Request –
Repeat, exactly and only, the lines from the beginning of the data through the line with "h-[864px] overflow-hidden bg-white". Pictures are left out.

Provided records –

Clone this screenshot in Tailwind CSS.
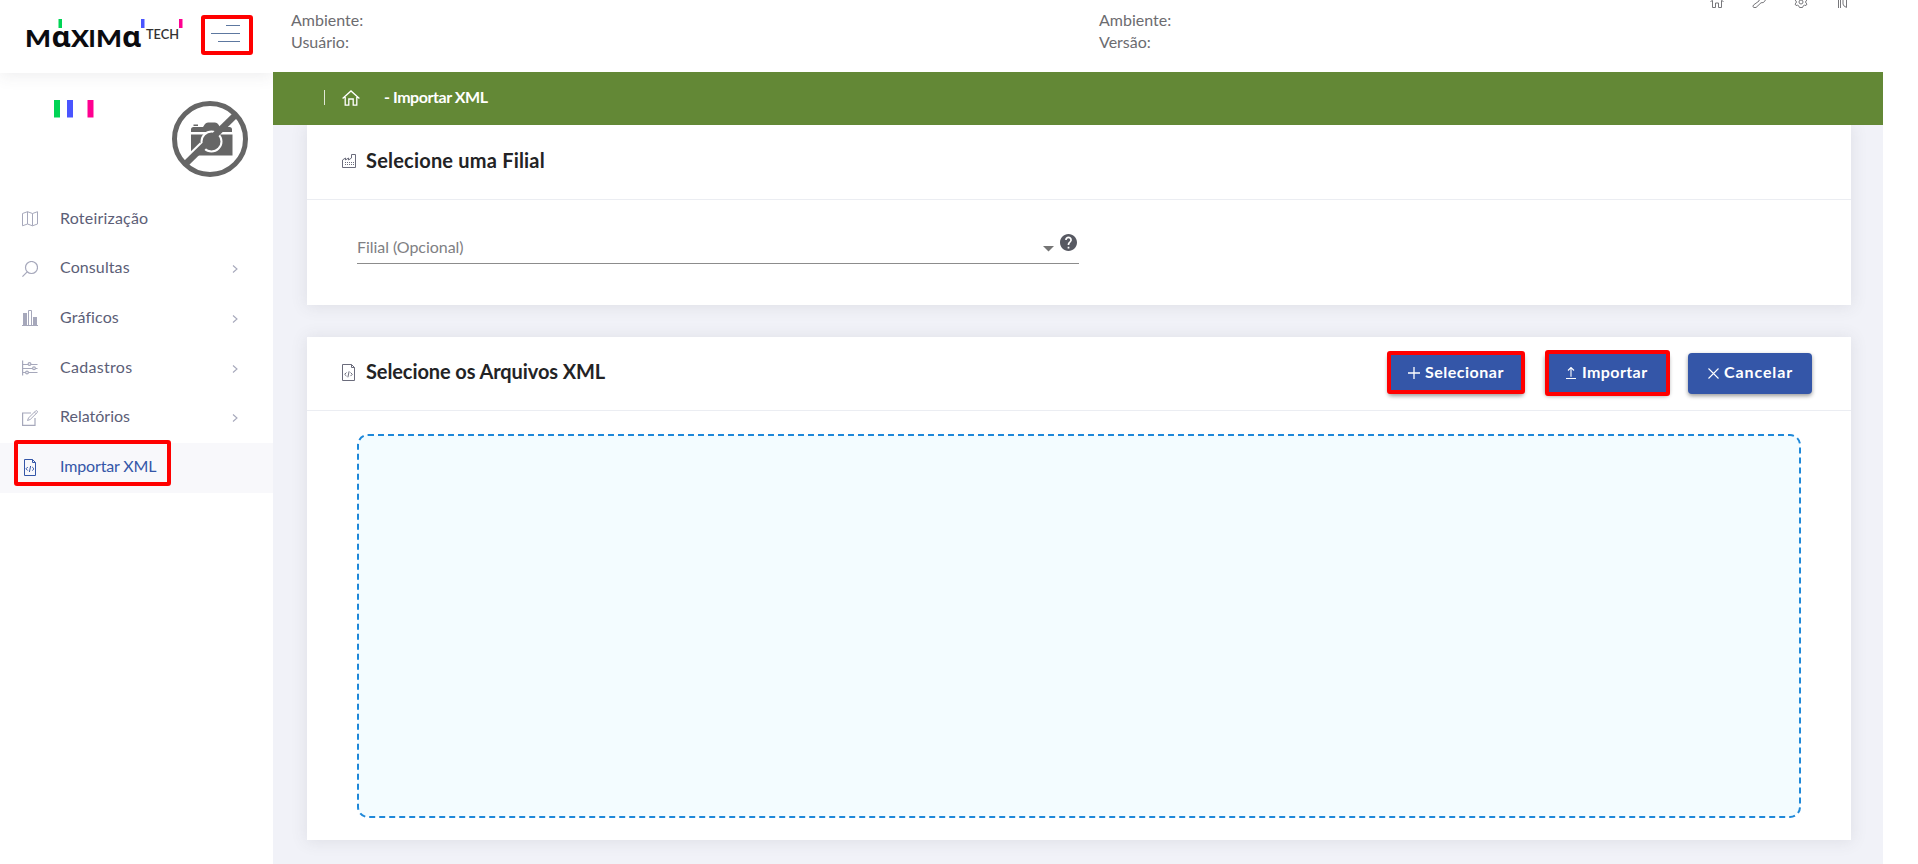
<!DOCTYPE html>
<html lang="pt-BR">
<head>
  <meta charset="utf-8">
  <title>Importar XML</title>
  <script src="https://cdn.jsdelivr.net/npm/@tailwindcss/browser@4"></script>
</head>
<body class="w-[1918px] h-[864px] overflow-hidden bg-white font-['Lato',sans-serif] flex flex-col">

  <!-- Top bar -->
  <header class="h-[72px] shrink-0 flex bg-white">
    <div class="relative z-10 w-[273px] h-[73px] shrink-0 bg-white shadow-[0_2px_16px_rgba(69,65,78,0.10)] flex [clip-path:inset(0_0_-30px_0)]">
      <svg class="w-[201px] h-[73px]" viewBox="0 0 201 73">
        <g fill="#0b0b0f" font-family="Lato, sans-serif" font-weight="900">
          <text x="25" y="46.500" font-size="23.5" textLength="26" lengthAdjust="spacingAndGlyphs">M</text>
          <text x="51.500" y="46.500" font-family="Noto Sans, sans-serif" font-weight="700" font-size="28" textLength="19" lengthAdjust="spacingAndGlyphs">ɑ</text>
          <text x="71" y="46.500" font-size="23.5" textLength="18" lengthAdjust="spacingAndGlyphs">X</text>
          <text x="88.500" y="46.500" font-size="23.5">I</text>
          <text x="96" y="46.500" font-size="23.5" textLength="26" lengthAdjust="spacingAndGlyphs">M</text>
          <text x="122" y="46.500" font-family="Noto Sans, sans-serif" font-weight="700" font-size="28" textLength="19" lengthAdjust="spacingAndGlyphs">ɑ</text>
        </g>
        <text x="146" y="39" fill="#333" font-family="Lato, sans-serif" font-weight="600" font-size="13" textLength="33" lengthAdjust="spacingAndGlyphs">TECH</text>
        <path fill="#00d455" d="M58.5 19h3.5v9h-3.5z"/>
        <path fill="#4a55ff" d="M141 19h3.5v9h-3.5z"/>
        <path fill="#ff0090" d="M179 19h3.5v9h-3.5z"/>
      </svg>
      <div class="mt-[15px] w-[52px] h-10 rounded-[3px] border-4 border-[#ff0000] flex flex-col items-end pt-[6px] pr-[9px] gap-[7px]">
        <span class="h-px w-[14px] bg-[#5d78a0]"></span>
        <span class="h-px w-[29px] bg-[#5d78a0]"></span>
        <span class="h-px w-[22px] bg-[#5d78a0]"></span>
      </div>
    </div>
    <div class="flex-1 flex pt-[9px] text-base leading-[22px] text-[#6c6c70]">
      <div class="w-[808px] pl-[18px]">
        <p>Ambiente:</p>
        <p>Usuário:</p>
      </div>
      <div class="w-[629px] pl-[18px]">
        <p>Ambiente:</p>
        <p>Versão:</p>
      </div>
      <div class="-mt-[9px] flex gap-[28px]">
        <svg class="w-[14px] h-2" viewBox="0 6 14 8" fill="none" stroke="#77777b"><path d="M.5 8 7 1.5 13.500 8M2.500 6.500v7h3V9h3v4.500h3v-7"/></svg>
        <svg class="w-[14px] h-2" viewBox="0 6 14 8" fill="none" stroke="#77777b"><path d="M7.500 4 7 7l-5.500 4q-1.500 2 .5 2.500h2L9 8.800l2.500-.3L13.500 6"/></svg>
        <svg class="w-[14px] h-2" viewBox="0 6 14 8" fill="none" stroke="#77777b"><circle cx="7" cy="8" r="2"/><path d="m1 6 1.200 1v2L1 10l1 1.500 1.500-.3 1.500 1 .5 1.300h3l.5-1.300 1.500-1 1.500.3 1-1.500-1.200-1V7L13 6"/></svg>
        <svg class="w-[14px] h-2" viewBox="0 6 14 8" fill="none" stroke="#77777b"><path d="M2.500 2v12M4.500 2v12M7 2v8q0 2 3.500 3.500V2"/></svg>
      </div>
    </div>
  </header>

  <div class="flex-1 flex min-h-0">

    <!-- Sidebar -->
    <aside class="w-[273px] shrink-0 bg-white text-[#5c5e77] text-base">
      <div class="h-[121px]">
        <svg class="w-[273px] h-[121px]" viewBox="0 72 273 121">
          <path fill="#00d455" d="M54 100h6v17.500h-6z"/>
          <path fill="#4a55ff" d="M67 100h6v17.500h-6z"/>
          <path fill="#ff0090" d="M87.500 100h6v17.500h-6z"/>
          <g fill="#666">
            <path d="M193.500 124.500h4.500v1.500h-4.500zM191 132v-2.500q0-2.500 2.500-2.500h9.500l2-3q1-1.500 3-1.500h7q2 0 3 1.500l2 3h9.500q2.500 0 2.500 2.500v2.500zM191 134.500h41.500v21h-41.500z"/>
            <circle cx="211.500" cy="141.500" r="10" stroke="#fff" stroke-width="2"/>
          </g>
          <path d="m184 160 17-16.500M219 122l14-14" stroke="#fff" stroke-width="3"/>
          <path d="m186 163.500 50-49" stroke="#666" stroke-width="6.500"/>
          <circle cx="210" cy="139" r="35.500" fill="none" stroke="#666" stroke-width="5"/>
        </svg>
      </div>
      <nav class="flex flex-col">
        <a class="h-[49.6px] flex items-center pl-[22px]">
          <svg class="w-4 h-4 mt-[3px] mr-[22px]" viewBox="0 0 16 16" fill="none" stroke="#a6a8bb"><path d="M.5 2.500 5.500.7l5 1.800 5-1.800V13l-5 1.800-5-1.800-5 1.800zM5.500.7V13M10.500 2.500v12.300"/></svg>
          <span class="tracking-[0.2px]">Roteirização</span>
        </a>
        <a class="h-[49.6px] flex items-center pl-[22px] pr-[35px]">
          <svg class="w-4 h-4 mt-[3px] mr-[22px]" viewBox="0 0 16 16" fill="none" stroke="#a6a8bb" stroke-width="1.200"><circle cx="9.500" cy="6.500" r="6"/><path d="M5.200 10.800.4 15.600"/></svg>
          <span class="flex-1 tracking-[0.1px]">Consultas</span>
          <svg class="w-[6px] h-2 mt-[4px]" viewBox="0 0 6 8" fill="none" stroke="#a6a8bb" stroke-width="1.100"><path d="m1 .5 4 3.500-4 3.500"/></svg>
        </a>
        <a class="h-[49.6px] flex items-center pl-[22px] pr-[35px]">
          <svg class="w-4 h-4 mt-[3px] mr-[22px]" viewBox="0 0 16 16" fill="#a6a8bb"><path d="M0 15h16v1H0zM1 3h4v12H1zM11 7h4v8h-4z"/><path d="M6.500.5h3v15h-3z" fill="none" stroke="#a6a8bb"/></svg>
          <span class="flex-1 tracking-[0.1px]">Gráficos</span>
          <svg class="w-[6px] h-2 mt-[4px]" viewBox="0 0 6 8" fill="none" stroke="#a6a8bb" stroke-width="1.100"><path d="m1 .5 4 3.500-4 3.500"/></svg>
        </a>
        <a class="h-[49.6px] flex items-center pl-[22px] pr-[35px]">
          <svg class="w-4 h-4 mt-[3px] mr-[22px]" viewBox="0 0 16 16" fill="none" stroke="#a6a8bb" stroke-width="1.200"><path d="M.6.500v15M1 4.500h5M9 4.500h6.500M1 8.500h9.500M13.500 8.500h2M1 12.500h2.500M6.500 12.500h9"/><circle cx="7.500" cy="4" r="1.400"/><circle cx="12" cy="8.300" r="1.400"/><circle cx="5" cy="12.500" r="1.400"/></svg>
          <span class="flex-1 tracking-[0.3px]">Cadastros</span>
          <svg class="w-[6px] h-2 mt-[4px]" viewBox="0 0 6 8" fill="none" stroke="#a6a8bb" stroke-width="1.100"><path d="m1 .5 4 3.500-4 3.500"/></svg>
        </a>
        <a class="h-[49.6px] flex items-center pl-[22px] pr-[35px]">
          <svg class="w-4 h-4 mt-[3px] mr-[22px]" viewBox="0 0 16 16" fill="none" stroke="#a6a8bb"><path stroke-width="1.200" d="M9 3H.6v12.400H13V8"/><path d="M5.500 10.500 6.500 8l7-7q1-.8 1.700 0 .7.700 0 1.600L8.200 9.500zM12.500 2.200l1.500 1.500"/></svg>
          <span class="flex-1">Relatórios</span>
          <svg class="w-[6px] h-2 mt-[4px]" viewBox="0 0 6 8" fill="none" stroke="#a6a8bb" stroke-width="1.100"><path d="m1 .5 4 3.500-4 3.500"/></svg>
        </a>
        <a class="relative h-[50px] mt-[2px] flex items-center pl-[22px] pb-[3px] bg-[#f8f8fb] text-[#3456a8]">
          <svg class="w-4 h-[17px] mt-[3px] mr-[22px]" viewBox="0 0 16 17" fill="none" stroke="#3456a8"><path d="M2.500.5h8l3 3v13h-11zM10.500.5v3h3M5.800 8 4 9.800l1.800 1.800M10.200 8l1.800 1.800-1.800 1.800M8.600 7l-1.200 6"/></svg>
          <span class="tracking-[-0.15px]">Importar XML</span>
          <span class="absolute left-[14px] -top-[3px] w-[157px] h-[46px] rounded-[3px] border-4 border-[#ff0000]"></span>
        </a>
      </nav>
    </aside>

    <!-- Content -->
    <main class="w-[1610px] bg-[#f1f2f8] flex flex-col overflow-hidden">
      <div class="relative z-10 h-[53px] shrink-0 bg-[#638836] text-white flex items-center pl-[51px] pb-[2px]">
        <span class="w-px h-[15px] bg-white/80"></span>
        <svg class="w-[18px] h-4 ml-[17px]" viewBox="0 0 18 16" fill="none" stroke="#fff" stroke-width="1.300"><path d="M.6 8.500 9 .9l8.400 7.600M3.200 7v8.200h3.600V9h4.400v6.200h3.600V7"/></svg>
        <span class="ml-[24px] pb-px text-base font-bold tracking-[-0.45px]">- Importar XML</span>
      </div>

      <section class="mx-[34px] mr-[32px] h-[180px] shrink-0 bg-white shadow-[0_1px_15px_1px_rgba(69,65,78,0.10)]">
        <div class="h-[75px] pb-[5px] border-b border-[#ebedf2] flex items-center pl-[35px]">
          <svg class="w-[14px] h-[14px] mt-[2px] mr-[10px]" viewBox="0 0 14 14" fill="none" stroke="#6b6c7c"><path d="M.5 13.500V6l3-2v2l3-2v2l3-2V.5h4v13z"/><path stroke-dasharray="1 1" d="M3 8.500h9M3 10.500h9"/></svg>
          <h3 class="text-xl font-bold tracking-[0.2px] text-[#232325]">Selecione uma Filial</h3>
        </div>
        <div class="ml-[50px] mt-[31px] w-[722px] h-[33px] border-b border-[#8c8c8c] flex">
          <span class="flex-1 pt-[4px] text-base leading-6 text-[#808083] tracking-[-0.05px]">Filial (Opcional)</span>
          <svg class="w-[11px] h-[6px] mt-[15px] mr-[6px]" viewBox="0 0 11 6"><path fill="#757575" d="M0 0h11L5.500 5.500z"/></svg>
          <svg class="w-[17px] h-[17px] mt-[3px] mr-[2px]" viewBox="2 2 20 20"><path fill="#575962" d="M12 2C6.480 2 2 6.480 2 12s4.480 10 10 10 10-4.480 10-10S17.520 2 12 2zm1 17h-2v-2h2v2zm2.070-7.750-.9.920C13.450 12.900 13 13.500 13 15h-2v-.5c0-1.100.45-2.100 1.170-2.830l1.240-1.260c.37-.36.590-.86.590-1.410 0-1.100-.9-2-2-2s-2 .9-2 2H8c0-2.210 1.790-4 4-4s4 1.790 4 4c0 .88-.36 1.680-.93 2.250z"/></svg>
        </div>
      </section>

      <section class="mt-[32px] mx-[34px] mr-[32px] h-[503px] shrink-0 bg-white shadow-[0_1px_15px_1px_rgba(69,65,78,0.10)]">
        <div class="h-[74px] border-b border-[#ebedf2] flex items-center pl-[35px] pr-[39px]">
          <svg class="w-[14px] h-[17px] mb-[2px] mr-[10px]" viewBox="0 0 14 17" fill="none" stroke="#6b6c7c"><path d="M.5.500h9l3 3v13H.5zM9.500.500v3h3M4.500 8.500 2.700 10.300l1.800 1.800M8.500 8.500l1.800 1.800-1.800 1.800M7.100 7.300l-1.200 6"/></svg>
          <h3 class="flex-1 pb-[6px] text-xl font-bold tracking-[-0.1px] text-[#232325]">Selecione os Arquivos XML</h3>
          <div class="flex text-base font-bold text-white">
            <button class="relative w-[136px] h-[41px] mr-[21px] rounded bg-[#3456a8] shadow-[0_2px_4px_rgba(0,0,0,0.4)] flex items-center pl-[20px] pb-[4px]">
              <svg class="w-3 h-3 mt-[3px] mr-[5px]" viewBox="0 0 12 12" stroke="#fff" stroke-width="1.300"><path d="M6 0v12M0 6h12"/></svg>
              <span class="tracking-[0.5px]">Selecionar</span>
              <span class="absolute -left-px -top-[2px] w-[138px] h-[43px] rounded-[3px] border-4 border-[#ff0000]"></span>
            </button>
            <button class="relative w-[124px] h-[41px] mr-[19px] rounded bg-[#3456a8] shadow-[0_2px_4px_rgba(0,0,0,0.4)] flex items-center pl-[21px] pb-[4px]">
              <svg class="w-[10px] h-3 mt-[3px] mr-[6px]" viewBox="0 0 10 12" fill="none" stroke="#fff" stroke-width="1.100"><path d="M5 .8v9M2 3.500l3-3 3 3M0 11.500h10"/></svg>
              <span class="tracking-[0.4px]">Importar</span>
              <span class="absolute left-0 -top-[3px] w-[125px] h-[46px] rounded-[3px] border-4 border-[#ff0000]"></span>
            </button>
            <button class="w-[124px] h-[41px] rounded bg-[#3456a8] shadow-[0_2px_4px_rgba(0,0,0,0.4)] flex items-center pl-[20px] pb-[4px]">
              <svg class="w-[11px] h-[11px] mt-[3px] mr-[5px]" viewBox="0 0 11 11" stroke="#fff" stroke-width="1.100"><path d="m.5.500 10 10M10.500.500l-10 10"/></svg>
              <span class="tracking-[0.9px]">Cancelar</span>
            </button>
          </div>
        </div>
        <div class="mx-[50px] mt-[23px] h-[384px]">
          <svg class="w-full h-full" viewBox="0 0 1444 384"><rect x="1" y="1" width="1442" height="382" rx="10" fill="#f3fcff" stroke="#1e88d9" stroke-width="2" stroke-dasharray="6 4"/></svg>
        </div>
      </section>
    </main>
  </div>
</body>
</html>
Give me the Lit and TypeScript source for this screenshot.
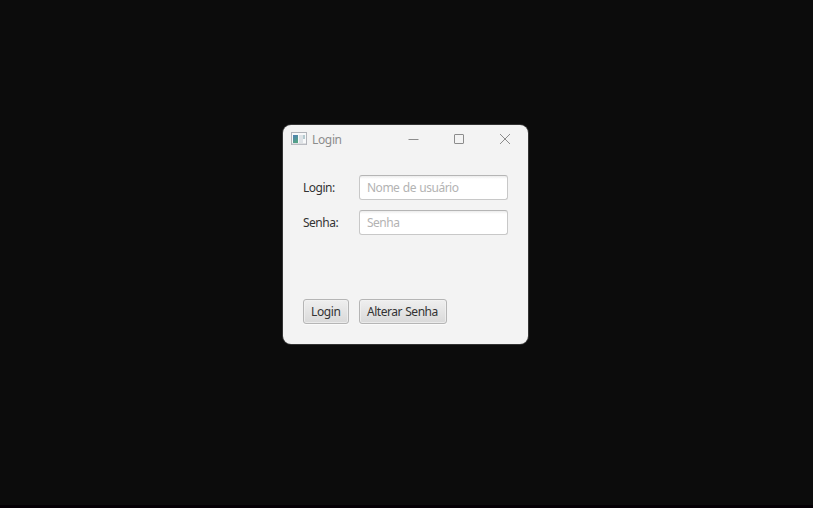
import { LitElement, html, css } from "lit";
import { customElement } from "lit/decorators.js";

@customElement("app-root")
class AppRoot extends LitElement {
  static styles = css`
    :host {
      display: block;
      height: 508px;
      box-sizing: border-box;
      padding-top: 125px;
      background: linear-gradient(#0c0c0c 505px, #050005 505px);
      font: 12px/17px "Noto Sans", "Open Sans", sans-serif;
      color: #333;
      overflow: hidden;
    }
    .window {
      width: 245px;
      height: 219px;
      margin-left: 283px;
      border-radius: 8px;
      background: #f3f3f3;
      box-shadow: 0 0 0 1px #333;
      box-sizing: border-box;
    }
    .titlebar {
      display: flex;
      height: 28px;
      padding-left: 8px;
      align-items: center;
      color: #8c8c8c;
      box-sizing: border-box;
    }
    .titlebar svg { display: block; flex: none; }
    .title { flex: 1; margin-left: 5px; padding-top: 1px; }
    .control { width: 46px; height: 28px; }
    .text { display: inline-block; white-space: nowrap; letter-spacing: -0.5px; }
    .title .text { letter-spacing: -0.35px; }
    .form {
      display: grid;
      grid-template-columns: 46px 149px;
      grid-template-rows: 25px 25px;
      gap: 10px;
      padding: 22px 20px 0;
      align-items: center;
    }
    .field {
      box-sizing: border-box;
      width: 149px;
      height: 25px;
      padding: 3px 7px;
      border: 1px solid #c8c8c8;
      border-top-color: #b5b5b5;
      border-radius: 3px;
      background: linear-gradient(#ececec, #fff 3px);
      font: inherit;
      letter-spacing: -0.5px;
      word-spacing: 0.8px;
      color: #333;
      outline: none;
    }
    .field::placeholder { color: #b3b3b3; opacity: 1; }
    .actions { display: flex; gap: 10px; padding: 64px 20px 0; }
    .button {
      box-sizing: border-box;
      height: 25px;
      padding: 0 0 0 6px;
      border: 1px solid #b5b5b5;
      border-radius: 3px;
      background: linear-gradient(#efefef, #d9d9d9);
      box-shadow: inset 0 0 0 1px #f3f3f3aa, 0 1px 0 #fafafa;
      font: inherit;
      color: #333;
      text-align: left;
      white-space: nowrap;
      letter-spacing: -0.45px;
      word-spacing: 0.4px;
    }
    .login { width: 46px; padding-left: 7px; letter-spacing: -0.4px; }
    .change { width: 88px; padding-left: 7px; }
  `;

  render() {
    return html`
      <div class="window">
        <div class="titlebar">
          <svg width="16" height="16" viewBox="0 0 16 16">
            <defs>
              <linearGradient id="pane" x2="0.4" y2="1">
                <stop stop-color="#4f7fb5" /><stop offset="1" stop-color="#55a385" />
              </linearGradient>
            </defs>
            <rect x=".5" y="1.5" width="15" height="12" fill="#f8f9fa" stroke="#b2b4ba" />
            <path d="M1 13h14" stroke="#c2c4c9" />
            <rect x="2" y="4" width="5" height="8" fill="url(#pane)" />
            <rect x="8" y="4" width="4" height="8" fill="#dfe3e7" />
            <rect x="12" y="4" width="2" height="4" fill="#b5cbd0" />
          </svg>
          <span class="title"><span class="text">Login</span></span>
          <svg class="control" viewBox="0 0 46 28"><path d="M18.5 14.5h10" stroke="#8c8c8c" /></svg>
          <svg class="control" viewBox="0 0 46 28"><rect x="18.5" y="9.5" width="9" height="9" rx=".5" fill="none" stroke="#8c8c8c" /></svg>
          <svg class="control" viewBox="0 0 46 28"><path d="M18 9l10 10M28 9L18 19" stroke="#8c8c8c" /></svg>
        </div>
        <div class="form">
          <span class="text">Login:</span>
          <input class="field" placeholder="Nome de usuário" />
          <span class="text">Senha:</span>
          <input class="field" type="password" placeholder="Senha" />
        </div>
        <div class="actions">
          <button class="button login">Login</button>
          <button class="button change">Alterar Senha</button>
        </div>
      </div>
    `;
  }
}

Response to this exercise –
Clone this screenshot in Tailwind CSS.
<!DOCTYPE html>
<html lang="pt-BR">
<head>
  <meta charset="utf-8">
  <title>Importar XML</title>
  <script src="https://cdn.jsdelivr.net/npm/@tailwindcss/browser@4"></script>
</head>
<body class="w-[1918px] h-[864px] overflow-hidden bg-white font-['Lato',sans-serif] flex flex-col">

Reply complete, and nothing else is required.